DATA LINES.
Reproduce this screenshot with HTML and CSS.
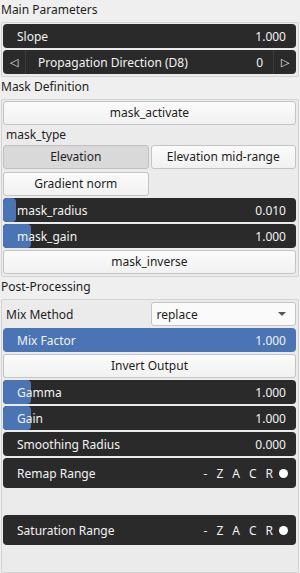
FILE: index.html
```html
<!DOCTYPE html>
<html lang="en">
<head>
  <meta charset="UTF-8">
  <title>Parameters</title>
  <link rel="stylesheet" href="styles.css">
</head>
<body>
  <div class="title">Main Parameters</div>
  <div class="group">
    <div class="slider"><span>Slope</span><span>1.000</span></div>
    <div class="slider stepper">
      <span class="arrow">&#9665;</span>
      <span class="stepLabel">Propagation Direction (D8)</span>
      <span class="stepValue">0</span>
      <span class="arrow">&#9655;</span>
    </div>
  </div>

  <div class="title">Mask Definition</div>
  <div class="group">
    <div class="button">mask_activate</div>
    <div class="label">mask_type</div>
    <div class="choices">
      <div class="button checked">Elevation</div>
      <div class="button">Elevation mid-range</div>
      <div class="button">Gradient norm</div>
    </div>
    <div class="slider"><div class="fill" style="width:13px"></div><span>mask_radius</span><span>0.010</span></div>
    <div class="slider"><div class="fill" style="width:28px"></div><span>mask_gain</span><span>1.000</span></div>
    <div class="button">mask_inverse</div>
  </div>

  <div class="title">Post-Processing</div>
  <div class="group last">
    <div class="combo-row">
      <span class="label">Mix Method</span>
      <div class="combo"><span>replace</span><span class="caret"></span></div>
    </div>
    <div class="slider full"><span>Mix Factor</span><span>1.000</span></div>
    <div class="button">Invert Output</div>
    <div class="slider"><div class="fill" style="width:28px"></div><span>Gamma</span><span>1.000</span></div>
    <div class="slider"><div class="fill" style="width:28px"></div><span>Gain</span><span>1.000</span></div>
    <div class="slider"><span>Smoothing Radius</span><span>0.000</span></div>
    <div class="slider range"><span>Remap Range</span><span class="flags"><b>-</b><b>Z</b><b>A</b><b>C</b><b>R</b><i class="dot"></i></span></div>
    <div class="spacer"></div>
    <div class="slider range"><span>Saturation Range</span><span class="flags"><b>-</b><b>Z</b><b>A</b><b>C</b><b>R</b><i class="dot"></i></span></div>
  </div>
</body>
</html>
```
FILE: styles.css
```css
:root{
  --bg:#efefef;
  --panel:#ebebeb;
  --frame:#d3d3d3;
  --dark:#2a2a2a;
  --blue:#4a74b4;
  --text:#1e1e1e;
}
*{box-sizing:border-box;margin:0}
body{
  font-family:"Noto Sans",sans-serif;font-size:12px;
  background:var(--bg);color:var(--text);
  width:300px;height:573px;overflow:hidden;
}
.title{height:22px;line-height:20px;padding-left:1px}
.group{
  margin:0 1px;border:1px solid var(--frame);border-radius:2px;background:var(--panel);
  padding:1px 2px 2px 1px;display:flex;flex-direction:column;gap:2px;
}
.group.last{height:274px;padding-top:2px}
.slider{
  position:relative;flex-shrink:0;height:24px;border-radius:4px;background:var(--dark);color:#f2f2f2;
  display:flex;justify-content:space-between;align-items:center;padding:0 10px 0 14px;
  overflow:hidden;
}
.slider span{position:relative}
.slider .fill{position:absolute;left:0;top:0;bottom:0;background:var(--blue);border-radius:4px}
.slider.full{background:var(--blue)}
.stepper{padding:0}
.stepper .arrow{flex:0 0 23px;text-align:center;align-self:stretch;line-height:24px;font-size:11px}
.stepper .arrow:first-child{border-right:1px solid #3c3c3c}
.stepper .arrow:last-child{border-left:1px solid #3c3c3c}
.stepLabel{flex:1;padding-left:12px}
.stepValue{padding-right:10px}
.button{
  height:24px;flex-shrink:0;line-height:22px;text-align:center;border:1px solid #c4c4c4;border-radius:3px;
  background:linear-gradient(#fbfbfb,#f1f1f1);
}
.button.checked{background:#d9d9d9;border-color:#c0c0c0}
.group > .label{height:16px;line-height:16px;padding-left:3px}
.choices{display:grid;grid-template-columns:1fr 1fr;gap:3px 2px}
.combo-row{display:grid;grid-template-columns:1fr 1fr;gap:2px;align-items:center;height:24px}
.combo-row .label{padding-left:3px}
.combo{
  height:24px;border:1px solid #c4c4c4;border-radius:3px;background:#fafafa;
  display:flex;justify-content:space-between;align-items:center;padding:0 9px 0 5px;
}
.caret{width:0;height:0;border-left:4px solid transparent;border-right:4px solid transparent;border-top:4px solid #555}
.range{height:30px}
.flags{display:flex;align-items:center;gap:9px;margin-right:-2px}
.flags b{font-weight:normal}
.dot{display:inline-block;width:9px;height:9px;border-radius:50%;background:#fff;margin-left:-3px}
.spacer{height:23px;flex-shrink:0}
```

WHAT NEEDS TO BE DONE. Leave the pictures out and output the rest of the listing exactly.

WRITTEN ANSWER.
Reproduce this screenshot with HTML and CSS.
FILE: index.html
```html
<!DOCTYPE html>
<html lang="en">
<head>
  <meta charset="UTF-8">
  <title>Parameters</title>
  <link rel="stylesheet" href="styles.css">
</head>
<body>
  <div class="title">Main Parameters</div>
  <div class="group">
    <div class="slider"><span>Slope</span><span>1.000</span></div>
    <div class="slider stepper">
      <span class="arrow">&#9665;</span>
      <span class="stepLabel">Propagation Direction (D8)</span>
      <span class="stepValue">0</span>
      <span class="arrow">&#9655;</span>
    </div>
  </div>

  <div class="title">Mask Definition</div>
  <div class="group">
    <div class="button">mask_activate</div>
    <div class="label">mask_type</div>
    <div class="choices">
      <div class="button checked">Elevation</div>
      <div class="button">Elevation mid-range</div>
      <div class="button">Gradient norm</div>
    </div>
    <div class="slider"><div class="fill" style="width:13px"></div><span>mask_radius</span><span>0.010</span></div>
    <div class="slider"><div class="fill" style="width:28px"></div><span>mask_gain</span><span>1.000</span></div>
    <div class="button">mask_inverse</div>
  </div>

  <div class="title">Post-Processing</div>
  <div class="group last">
    <div class="combo-row">
      <span class="label">Mix Method</span>
      <div class="combo"><span>replace</span><span class="caret"></span></div>
    </div>
    <div class="slider full"><span>Mix Factor</span><span>1.000</span></div>
    <div class="button">Invert Output</div>
    <div class="slider"><div class="fill" style="width:28px"></div><span>Gamma</span><span>1.000</span></div>
    <div class="slider"><div class="fill" style="width:28px"></div><span>Gain</span><span>1.000</span></div>
    <div class="slider"><span>Smoothing Radius</span><span>0.000</span></div>
    <div class="slider range"><span>Remap Range</span><span class="flags"><b>-</b><b>Z</b><b>A</b><b>C</b><b>R</b><i class="dot"></i></span></div>
    <div class="spacer"></div>
    <div class="slider range"><span>Saturation Range</span><span class="flags"><b>-</b><b>Z</b><b>A</b><b>C</b><b>R</b><i class="dot"></i></span></div>
  </div>
</body>
</html>
```
FILE: styles.css
```css
:root{
  --bg:#efefef;
  --panel:#ebebeb;
  --frame:#d3d3d3;
  --dark:#2a2a2a;
  --blue:#4a74b4;
  --text:#1e1e1e;
}
*{box-sizing:border-box;margin:0}
body{
  font-family:"Noto Sans",sans-serif;font-size:12px;
  background:var(--bg);color:var(--text);
  width:300px;height:573px;overflow:hidden;
}
.title{height:22px;line-height:20px;padding-left:1px}
.group{
  margin:0 1px;border:1px solid var(--frame);border-radius:2px;background:var(--panel);
  padding:1px 2px 2px 1px;display:flex;flex-direction:column;gap:2px;
}
.group.last{height:274px;padding-top:2px}
.slider{
  position:relative;flex-shrink:0;height:24px;border-radius:4px;background:var(--dark);color:#f2f2f2;
  display:flex;justify-content:space-between;align-items:center;padding:0 10px 0 14px;
  overflow:hidden;
}
.slider span{position:relative}
.slider .fill{position:absolute;left:0;top:0;bottom:0;background:var(--blue);border-radius:4px}
.slider.full{background:var(--blue)}
.stepper{padding:0}
.stepper .arrow{flex:0 0 23px;text-align:center;align-self:stretch;line-height:24px;font-size:11px}
.stepper .arrow:first-child{border-right:1px solid #3c3c3c}
.stepper .arrow:last-child{border-left:1px solid #3c3c3c}
.stepLabel{flex:1;padding-left:12px}
.stepValue{padding-right:10px}
.button{
  height:24px;flex-shrink:0;line-height:22px;text-align:center;border:1px solid #c4c4c4;border-radius:3px;
  background:linear-gradient(#fbfbfb,#f1f1f1);
}
.button.checked{background:#d9d9d9;border-color:#c0c0c0}
.group > .label{height:16px;line-height:16px;padding-left:3px}
.choices{display:grid;grid-template-columns:1fr 1fr;gap:3px 2px}
.combo-row{display:grid;grid-template-columns:1fr 1fr;gap:2px;align-items:center;height:24px}
.combo-row .label{padding-left:3px}
.combo{
  height:24px;border:1px solid #c4c4c4;border-radius:3px;background:#fafafa;
  display:flex;justify-content:space-between;align-items:center;padding:0 9px 0 5px;
}
.caret{width:0;height:0;border-left:4px solid transparent;border-right:4px solid transparent;border-top:4px solid #555}
.range{height:30px}
.flags{display:flex;align-items:center;gap:9px;margin-right:-2px}
.flags b{font-weight:normal}
.dot{display:inline-block;width:9px;height:9px;border-radius:50%;background:#fff;margin-left:-3px}
.spacer{height:23px;flex-shrink:0}
```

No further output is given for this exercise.